### Given material
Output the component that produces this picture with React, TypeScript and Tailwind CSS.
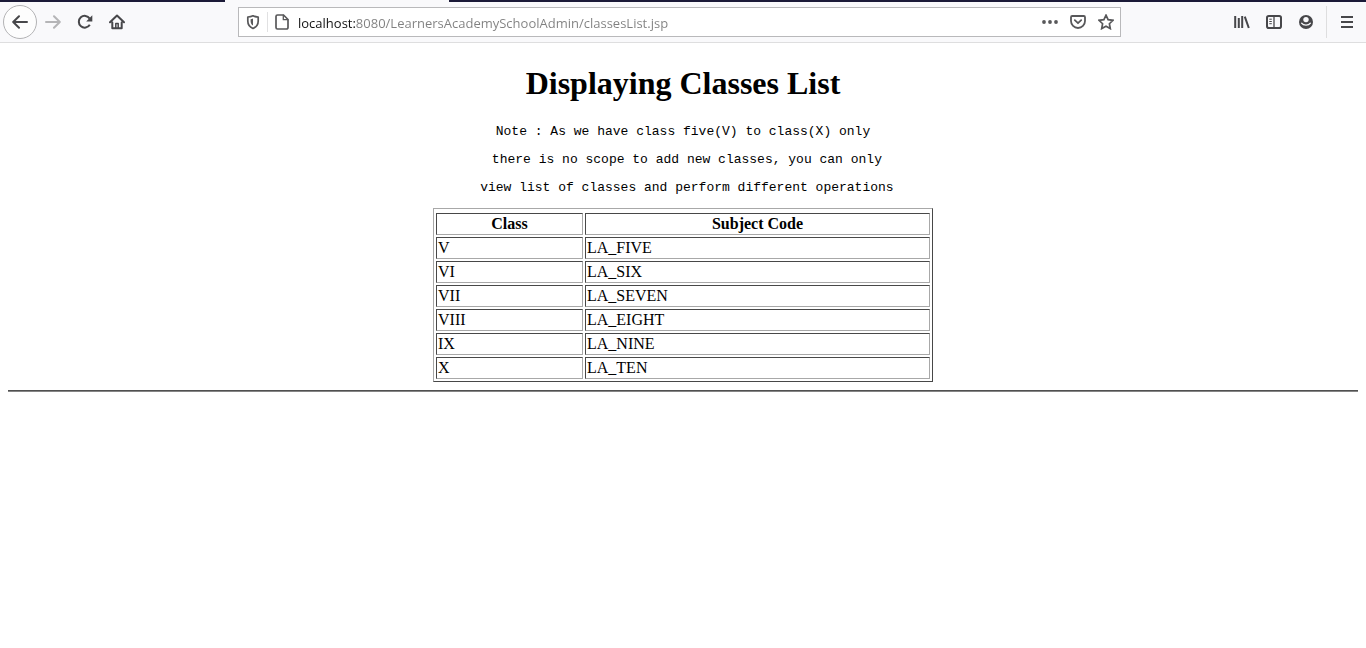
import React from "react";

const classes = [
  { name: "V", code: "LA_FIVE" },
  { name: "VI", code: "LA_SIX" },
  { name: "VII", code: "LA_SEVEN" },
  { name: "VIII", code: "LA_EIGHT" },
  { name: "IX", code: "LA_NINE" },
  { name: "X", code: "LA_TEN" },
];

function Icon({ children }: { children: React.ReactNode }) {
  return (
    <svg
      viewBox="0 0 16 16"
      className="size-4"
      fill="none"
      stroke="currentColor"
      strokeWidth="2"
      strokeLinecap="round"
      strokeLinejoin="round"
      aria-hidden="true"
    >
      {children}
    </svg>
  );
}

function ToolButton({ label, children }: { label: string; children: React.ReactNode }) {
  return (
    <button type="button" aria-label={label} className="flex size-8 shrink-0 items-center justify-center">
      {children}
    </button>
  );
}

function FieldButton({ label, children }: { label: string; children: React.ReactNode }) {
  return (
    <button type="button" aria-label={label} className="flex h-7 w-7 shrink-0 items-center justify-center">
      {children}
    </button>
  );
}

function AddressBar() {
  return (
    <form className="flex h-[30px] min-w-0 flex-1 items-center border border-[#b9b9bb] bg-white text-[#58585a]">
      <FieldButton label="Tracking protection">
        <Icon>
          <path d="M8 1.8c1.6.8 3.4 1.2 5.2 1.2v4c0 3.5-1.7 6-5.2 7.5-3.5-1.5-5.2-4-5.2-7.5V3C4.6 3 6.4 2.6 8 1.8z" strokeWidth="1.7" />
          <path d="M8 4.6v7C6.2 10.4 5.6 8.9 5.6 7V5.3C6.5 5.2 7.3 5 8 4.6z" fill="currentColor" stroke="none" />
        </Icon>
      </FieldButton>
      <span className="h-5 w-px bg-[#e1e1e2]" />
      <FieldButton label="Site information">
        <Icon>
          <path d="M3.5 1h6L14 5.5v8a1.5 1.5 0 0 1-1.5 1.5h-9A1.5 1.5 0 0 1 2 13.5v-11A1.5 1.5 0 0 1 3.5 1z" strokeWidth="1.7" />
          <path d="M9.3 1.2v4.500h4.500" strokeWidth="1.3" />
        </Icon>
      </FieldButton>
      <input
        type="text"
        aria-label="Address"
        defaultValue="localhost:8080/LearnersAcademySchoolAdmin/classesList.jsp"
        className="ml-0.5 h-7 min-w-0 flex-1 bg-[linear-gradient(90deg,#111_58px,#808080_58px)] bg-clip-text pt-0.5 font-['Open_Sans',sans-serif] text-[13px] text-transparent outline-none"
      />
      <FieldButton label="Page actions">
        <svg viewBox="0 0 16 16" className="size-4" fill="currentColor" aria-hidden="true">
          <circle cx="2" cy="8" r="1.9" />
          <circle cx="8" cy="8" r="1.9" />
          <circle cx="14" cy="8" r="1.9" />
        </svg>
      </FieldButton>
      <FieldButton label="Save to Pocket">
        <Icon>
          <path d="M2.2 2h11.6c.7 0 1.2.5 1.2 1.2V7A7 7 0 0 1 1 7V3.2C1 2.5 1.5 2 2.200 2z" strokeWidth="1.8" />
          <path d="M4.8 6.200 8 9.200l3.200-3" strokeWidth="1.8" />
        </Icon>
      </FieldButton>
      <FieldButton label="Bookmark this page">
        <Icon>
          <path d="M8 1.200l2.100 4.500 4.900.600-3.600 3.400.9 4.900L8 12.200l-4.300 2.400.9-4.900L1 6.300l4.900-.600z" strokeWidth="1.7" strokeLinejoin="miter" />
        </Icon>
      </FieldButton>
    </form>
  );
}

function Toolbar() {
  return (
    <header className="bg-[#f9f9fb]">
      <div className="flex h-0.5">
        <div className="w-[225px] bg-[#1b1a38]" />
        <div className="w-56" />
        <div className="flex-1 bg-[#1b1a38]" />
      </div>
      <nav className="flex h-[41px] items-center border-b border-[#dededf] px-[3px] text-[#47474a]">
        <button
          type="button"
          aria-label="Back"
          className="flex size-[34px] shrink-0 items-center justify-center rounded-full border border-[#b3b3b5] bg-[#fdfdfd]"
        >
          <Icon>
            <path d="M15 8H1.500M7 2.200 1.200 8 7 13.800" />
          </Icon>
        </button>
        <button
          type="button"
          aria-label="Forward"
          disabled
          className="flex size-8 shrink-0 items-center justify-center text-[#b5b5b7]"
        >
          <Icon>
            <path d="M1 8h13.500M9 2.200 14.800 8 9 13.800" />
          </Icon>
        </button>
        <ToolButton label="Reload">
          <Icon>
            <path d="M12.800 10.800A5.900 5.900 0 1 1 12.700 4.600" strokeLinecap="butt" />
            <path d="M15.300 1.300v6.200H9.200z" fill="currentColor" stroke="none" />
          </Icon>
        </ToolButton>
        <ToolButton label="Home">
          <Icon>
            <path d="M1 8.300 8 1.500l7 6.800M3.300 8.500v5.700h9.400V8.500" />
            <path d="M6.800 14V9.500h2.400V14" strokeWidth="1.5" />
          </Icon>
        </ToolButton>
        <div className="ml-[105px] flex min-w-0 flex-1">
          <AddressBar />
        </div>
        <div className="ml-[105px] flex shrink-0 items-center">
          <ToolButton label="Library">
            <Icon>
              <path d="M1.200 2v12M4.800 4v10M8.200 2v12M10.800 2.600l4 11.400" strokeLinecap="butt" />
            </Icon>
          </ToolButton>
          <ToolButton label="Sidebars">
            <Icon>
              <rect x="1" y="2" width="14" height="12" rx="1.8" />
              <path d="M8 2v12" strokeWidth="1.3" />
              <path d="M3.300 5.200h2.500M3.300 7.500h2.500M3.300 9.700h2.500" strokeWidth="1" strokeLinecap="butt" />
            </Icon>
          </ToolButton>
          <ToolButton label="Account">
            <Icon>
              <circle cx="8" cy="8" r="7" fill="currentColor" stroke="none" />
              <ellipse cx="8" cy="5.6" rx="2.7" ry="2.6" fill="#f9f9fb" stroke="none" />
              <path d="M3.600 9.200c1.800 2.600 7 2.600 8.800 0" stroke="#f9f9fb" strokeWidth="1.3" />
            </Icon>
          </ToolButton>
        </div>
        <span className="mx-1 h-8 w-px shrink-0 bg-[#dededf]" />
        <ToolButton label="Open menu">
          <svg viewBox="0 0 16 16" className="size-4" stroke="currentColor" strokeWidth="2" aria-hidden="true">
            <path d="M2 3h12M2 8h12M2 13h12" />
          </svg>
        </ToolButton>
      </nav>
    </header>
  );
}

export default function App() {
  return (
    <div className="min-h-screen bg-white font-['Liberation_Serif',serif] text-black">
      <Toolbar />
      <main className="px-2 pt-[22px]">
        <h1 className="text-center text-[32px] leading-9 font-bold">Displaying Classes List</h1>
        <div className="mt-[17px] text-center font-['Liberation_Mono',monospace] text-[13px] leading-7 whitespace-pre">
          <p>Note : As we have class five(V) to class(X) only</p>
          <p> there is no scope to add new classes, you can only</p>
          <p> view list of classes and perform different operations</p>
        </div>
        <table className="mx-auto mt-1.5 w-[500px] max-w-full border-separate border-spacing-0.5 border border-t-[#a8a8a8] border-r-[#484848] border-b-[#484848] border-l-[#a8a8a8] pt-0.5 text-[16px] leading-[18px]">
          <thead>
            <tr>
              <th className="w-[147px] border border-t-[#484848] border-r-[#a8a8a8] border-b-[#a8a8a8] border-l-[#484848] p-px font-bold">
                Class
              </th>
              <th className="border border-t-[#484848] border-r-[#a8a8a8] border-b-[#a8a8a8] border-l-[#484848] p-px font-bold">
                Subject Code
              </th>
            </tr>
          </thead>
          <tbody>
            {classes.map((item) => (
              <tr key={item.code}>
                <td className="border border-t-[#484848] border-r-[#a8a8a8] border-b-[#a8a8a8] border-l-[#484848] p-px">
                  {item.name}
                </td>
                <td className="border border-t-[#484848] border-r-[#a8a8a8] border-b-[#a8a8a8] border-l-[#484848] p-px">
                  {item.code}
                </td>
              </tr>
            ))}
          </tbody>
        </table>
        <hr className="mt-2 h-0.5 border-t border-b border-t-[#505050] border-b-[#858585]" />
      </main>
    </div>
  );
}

### Exercise requirements
Where a line in the material above holds "React", copy that line.

### Exercise result
Output the component that produces this picture with React, TypeScript and Tailwind CSS.
import React from "react";
function Icon({ children }: { children: React.ReactNode }) {
function ToolButton({ label, children }: { label: string; children: React.ReactNode }) {
function FieldButton({ label, children }: { label: string; children: React.ReactNode }) {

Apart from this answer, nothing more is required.